En mars 2019, le gouvernement a introduit à l’Assemblée nationale un projet de loi fixant le nombre, la proportion par catégorie et le régime des indemnités des conseillers régionaux, qui fut adoptée et promulguée. Les régions devraient avoir chacune 90 conseillers, dont 70 délégués départementaux élus par les conseillers municipaux et 20 représentants du commandement traditionnel élu par leurs pairs. Cette loi a été complétée le 2 septembre 2020 par le décret 2020/ 526 du président de la république, fixant le nombre de conseillers régionaux par département et par catégorie. De plus en plus les choses se précisaient. 5 jours plus tard, le 7 septembre 2020, les collèges électoraux ont été convoqués pour le 6 décembre, en vue de l’élection, enfin des conseillers régionaux.

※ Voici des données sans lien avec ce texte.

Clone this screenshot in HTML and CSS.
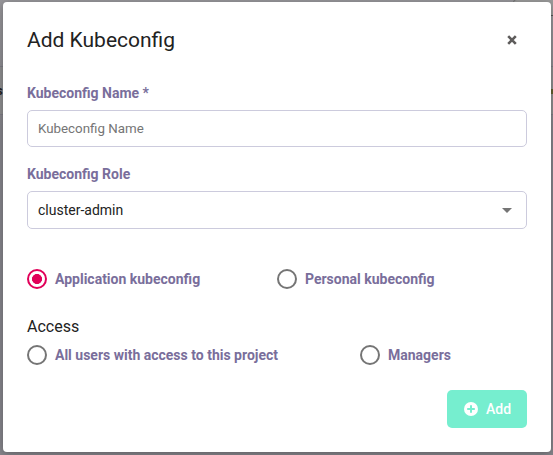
FILE: index.html
```
<!DOCTYPE html>
<html lang="en">
<head>
<meta charset="utf-8">
<title>Add Kubeconfig</title>
<link rel="stylesheet" href="styles.css">
</head>
<body>
<div class="backdrop">
  <span class="page-row"></span>
  <span class="page-card"></span>
  <span class="page-text">s</span>
  <span class="page-badge"></span>
</div>
<main class="modal" role="dialog" aria-labelledby="title">
  <header class="header">
    <h1 class="title" id="title">Add Kubeconfig</h1>
    <button class="close" type="button" aria-label="Close"><svg width="10" height="10" viewBox="0 0 10 10"><path d="M1.2 1.2 8.8 8.8M8.8 1.2 1.2 8.8" stroke="#5e5c5b" stroke-width="2.6"/></svg></button>
  </header>
  <label class="label" for="name">Kubeconfig Name *</label>
  <input class="control" id="name" type="text" placeholder="Kubeconfig Name">
  <div class="label role-label">Kubeconfig Role</div>
  <div class="control select"><span>cluster-admin</span><svg width="10" height="5" viewBox="0 0 10 5"><path d="M0 0h10L5 5z" fill="#757575"/></svg></div>
  <div class="options kind">
    <label class="option"><input class="radio" type="radio" name="kind" checked>Application kubeconfig</label>
    <label class="option"><input class="radio" type="radio" name="kind">Personal kubeconfig</label>
  </div>
  <h2 class="access-title">Access</h2>
  <div class="options access">
    <label class="option"><input class="radio" type="radio" name="access">All users with access to this project</label>
    <label class="option"><input class="radio" type="radio" name="access">Managers</label>
  </div>
  <footer class="footer">
    <button class="add" type="button"><svg width="14" height="14" viewBox="0 0 14 14"><circle cx="7" cy="7" r="7" fill="#fff"/><path d="M7 3.2v7.6M3.2 7h7.6" stroke="#76eecf" stroke-width="2"/></svg><span>Add</span></button>
  </footer>
</main>
</body>
</html>
```
FILE: styles.css
```
* { box-sizing: border-box; }
body {
  margin: 0;
  height: 455px;
  padding: 2px 2px 3px 3px;
  overflow: hidden;
  background: #8c8b91;
  font-family: Roboto, sans-serif;
  font-size: 14px;
  color: #222;
}
.backdrop {
  position: absolute;
  inset: 0;
  overflow: hidden;
  background: linear-gradient(#98979b, #87868c 130px);
}
.page-row {
  position: absolute;
  top: 66px;
  left: 0;
  right: 0;
  height: 49px;
  background: #8f8f90;
  border: solid #7f7e87;
  border-width: 1px 0;
}
.page-card {
  position: absolute;
  top: -1px;
  left: 513px;
  width: 50px;
  height: 17px;
  background: #9b9b9b;
  border: 1px solid #777;
  border-bottom-color: #555;
  border-radius: 4px 0 0 0;
}
.page-text {
  position: absolute;
  top: 83px;
  left: -4px;
  font-size: 13px;
  font-weight: 700;
}
.page-badge {
  position: absolute;
  top: 89px;
  left: 551px;
  width: 5px;
  height: 5px;
  background: #62602f;
}
.modal {
  position: relative;
  display: flex;
  flex-direction: column;
  height: 450px;
  padding: 0 24px;
  background: #fff;
  border-radius: 4px;
  box-shadow: 0 2px 10px rgba(0, 0, 0, .3);
}
.header {
  display: flex;
  align-items: center;
  justify-content: space-between;
  height: 76px;
}
.title {
  margin: 0;
  font-size: 21px;
  font-weight: 400;
}
.close {
  display: flex;
  padding: 0;
  margin-right: 10px;
  border: 0;
  background: none;
}
.label {
  height: 27px;
  margin-top: 5px;
  line-height: 20px;
  font-weight: 700;
  color: #796e9b;
}
.role-label { margin-top: 17px; }
.control {
  width: 100%;
  height: 37px;
  padding: 0 10px;
  border: 1px solid #cccbdd;
  border-radius: 5px;
  background: #fff;
  font: 400 13.333px Roboto, sans-serif;
  color: #222;
}
.control::placeholder { color: #757575; opacity: 1; }
.select {
  display: flex;
  align-items: center;
  justify-content: space-between;
  height: 38px;
  padding-right: 14px;
  font-size: 14px;
}
.options { display: grid; }
.kind {
  grid-template-columns: 250px 1fr;
  margin-top: 40px;
}
.access { grid-template-columns: 333px 1fr; }
.option {
  display: flex;
  align-items: center;
  gap: 8px;
  height: 20px;
  font-weight: 700;
  color: #796e9b;
}
.radio {
  appearance: none;
  width: 20px;
  height: 20px;
  margin: 0;
  border: 2px solid #757575;
  border-radius: 50%;
}
.radio:checked {
  border-color: #e10059;
  background: radial-gradient(circle, #e10059 4.7px, transparent 5.3px);
}
.access-title {
  margin: 28px 0 8px;
  font-size: 16px;
  line-height: 20px;
  font-weight: 400;
}
.footer {
  display: flex;
  justify-content: flex-end;
  margin-top: 25px;
}
.add {
  display: flex;
  align-items: center;
  justify-content: center;
  gap: 8px;
  width: 80px;
  height: 38px;
  padding: 0 0 0 1px;
  border: 0;
  border-radius: 5px;
  background: #76eecf;
  font: 500 14px Roboto, sans-serif;
  color: #fff;
}
```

26 ans d’attente, d’hésitation, de réflexion pour la mise sur pied d’une instance prévue pour l’amélioration du cadre de vie des populations à la base. Ce temps de maturation peut présumer du peu de foi que lui accorde le gouvernement même, encore qu’elle arrive dans un contexte où d’autres instances démocratiques comme l’Assemblée nationale, le Senat ou les conseils municipaux peinent à s’imposer. Mais les conseils régionaux sont bien là désormais. Un trophée de plus à présenter comme gage du gouvernement du peuple par le peuple. L’inquiétude reste cependant la même. Que pourront bien faire les conseillers régionaux, alors qu’ils entrent en fonction dans des chambres avec portes et fenêtres étroitement surveillées par le pouvoir central, qui peut même les fermer purement et simplement ? Reste à espérer que les nouveaux représentants du peuple ne fassent pas regretter le temps mis à les attendre.